=== The request ===
Quote all lines below exactly. Images stay out.
>> BEGIN
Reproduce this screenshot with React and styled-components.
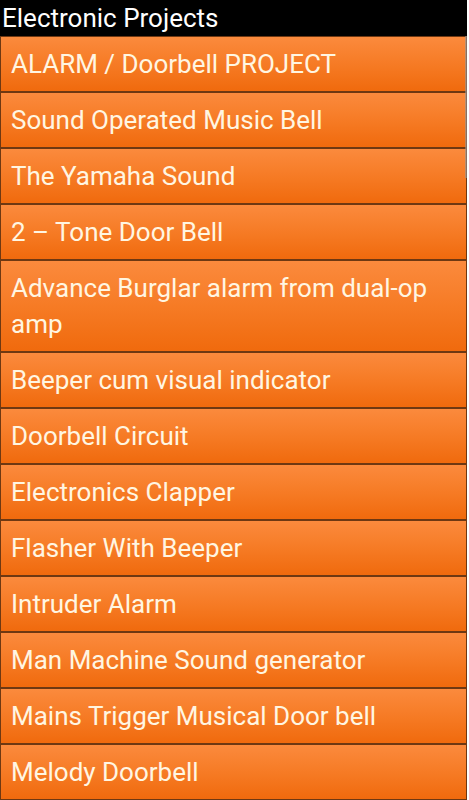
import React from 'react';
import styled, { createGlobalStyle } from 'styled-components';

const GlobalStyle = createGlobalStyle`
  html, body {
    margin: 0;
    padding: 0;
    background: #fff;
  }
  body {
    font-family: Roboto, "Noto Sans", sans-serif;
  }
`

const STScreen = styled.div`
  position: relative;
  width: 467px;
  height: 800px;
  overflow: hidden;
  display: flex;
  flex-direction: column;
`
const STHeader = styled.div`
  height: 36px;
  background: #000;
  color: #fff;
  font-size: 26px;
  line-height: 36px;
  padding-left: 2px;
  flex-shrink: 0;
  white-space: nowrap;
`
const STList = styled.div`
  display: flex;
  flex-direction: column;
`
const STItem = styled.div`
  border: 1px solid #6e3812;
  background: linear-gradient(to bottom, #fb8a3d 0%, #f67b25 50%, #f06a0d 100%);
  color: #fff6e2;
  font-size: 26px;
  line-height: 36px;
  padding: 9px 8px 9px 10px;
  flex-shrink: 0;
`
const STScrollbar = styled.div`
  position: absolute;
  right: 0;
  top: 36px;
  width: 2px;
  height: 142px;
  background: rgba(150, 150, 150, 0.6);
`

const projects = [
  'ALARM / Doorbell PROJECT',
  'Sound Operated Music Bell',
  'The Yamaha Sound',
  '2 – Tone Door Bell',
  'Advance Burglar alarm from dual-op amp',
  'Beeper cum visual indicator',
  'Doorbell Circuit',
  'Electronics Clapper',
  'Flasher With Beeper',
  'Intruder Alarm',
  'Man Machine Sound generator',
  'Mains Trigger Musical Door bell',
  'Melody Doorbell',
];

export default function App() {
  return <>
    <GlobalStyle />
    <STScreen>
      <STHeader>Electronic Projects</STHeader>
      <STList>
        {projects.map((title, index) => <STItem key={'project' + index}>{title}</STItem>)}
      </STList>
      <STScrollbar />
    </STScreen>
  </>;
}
>> END
=== Solution ===
Reproduce this screenshot with React and styled-components.
import React from 'react';
import styled, { createGlobalStyle } from 'styled-components';

const GlobalStyle = createGlobalStyle`
  html, body {
    margin: 0;
    padding: 0;
    background: #fff;
  }
  body {
    font-family: Roboto, "Noto Sans", sans-serif;
  }
`

const STScreen = styled.div`
  position: relative;
  width: 467px;
  height: 800px;
  overflow: hidden;
  display: flex;
  flex-direction: column;
`
const STHeader = styled.div`
  height: 36px;
  background: #000;
  color: #fff;
  font-size: 26px;
  line-height: 36px;
  padding-left: 2px;
  flex-shrink: 0;
  white-space: nowrap;
`
const STList = styled.div`
  display: flex;
  flex-direction: column;
`
const STItem = styled.div`
  border: 1px solid #6e3812;
  background: linear-gradient(to bottom, #fb8a3d 0%, #f67b25 50%, #f06a0d 100%);
  color: #fff6e2;
  font-size: 26px;
  line-height: 36px;
  padding: 9px 8px 9px 10px;
  flex-shrink: 0;
`
const STScrollbar = styled.div`
  position: absolute;
  right: 0;
  top: 36px;
  width: 2px;
  height: 142px;
  background: rgba(150, 150, 150, 0.6);
`

const projects = [
  'ALARM / Doorbell PROJECT',
  'Sound Operated Music Bell',
  'The Yamaha Sound',
  '2 – Tone Door Bell',
  'Advance Burglar alarm from dual-op amp',
  'Beeper cum visual indicator',
  'Doorbell Circuit',
  'Electronics Clapper',
  'Flasher With Beeper',
  'Intruder Alarm',
  'Man Machine Sound generator',
  'Mains Trigger Musical Door bell',
  'Melody Doorbell',
];

export default function App() {
  return <>
    <GlobalStyle />
    <STScreen>
      <STHeader>Electronic Projects</STHeader>
      <STList>
        {projects.map((title, index) => <STItem key={'project' + index}>{title}</STItem>)}
      </STList>
      <STScrollbar />
    </STScreen>
  </>;
}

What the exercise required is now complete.